> _The exercise_
In the lines below, find how many contain the word "React" and report that figure alone.

> _Dataset excerpt_
--------------------

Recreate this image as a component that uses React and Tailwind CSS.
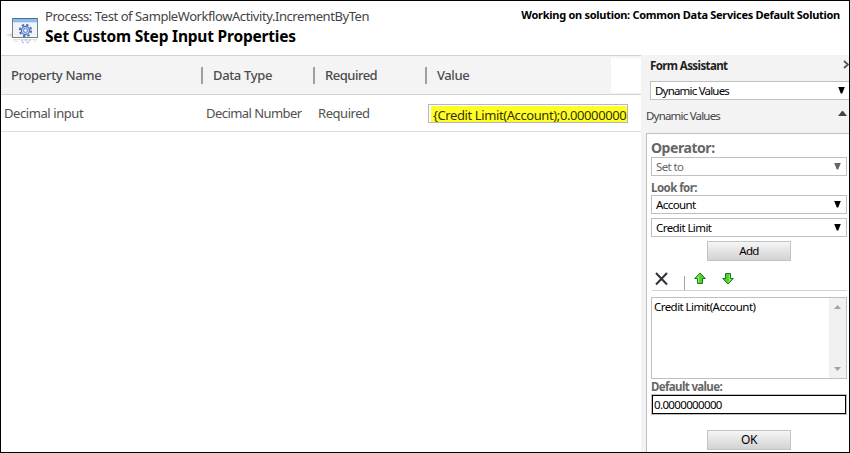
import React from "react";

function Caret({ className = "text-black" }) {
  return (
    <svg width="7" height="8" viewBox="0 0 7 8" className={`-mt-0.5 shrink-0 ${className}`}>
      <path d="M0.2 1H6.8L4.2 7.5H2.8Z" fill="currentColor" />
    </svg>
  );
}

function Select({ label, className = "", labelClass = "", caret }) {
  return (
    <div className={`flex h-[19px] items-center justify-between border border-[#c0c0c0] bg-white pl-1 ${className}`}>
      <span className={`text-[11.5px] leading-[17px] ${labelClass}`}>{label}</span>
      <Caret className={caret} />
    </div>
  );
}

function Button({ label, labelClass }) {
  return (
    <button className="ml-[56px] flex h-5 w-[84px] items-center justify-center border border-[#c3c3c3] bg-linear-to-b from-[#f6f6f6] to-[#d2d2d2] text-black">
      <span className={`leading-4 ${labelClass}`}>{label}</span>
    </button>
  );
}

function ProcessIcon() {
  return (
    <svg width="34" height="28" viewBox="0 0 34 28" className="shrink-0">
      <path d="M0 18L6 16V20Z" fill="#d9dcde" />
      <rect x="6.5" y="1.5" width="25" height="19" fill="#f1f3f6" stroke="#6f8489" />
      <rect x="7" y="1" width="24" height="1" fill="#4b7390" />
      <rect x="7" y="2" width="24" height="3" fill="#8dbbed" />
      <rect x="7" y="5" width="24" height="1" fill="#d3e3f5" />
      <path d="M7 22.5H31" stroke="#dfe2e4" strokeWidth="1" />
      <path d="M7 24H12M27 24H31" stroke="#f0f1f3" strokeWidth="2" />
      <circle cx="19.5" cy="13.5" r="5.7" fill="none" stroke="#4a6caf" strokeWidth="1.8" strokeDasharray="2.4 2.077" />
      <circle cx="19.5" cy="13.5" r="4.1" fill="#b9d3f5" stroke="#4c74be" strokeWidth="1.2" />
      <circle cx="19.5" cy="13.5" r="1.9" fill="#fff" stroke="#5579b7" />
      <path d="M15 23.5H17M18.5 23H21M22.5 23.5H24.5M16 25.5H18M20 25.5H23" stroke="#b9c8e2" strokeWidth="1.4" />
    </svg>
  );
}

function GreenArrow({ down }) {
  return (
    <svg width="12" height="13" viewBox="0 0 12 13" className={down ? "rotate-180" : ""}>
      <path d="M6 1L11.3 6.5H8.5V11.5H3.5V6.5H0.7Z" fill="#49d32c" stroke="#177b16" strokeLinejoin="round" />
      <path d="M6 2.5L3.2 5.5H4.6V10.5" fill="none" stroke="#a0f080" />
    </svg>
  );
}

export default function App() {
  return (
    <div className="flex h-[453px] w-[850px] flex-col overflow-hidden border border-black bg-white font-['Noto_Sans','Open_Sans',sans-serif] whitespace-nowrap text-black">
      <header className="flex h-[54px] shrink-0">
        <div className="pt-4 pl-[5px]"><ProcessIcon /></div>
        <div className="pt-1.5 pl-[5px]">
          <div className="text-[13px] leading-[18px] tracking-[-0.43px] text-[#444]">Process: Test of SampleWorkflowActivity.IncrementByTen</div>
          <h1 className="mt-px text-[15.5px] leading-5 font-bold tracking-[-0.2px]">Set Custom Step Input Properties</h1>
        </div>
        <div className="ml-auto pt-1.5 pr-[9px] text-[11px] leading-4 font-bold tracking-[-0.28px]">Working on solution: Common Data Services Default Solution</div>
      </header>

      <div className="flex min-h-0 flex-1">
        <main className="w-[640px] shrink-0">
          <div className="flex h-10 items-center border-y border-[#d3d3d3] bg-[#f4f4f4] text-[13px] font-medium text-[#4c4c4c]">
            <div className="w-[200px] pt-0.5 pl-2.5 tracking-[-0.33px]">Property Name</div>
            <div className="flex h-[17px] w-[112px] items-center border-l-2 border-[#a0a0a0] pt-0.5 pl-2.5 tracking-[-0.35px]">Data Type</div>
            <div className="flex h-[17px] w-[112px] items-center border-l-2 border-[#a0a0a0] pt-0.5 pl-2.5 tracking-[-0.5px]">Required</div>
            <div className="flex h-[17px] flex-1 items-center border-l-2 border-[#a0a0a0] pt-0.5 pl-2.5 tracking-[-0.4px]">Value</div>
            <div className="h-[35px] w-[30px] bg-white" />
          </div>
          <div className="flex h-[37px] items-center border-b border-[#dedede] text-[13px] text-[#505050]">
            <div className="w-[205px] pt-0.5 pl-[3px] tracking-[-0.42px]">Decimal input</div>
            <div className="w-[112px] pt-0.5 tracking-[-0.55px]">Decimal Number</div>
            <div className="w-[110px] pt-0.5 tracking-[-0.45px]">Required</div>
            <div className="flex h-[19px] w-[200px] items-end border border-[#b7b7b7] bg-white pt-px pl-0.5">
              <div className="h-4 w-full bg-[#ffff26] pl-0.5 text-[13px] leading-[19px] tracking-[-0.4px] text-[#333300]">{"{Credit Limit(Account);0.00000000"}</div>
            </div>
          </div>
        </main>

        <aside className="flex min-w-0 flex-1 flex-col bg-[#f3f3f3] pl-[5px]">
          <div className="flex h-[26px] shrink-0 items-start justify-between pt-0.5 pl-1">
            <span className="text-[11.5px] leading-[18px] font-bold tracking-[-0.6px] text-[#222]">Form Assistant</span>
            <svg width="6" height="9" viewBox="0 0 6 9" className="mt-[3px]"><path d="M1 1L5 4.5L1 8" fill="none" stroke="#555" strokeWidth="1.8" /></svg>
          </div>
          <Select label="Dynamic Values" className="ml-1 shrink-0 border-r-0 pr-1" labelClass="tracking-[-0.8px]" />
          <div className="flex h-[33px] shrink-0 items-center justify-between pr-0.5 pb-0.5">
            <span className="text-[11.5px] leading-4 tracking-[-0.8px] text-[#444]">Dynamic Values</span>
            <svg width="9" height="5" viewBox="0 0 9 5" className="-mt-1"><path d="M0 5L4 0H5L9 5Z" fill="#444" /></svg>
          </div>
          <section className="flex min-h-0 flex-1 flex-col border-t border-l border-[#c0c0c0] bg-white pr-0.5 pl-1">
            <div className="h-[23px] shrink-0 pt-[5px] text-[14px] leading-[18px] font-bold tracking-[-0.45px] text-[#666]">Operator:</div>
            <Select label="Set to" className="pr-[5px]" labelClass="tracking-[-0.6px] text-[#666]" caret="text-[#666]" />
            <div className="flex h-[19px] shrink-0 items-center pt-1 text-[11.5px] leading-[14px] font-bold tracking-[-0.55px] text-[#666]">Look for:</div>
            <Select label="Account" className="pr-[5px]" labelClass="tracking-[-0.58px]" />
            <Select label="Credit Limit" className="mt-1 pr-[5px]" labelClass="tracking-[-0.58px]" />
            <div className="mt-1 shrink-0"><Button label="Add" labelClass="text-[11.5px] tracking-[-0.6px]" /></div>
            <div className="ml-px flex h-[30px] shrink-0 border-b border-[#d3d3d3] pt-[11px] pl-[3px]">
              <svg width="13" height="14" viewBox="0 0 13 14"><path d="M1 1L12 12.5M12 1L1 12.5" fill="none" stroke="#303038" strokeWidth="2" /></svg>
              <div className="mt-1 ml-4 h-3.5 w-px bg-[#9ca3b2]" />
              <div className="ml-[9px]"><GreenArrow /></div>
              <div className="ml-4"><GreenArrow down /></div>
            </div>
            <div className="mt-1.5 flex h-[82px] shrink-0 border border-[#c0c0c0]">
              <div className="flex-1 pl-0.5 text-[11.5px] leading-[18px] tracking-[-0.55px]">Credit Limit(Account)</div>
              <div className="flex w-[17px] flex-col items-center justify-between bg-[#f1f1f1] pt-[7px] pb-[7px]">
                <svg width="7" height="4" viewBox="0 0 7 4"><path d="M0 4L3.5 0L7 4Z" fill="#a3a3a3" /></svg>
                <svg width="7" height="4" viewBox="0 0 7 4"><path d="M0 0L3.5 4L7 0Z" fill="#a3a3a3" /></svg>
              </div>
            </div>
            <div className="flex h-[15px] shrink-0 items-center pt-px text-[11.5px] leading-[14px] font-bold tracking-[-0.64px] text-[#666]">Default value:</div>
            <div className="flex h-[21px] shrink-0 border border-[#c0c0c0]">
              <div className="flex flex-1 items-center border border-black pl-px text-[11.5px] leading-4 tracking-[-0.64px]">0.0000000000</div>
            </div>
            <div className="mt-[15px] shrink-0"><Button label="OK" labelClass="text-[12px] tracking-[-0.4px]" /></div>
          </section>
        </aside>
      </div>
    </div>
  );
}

--------------------

> _Response_
2